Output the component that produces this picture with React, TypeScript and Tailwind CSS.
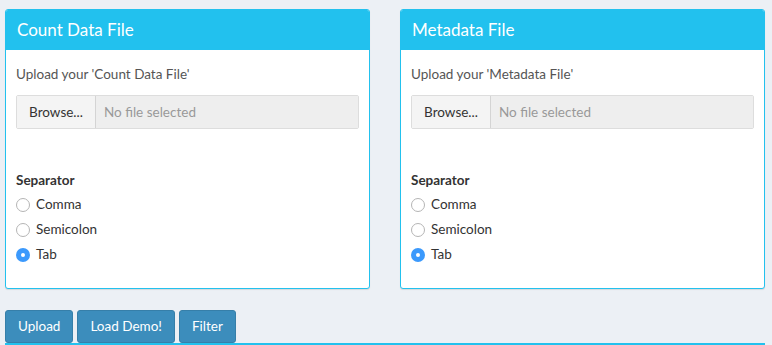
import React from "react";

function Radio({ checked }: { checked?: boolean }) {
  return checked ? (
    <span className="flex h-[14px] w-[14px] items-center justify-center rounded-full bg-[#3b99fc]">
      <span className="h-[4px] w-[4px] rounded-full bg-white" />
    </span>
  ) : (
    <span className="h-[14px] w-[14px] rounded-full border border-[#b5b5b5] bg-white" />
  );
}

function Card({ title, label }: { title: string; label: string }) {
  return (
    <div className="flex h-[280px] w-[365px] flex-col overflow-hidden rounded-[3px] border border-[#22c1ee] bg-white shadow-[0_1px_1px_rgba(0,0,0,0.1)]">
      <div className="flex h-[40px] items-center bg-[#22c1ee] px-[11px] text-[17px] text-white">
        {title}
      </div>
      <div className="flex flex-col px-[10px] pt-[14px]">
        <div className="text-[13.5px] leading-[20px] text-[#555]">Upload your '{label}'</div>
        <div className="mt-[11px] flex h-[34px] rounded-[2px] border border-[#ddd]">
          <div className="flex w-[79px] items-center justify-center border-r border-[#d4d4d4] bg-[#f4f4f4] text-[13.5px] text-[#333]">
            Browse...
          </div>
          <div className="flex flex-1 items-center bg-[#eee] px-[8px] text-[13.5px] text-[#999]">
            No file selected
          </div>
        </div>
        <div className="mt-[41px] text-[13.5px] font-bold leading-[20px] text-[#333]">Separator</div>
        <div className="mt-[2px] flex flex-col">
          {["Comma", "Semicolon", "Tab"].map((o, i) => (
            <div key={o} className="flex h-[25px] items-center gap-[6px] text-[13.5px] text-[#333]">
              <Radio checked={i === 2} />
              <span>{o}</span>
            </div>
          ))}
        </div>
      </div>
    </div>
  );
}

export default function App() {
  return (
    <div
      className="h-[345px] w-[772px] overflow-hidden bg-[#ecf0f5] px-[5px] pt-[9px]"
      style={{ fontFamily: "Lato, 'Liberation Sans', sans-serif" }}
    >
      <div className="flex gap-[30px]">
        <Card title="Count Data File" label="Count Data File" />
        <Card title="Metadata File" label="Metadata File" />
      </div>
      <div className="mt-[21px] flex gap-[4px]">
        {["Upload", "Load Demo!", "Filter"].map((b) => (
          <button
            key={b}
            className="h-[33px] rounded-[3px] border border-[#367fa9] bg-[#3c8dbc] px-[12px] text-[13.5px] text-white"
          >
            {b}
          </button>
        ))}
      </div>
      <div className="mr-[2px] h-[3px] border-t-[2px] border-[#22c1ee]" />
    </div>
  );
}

##########

THE TASK => Your answer should be one number: how many lines in the material above contain the string "React".

EXERCISE SOLUTION => 2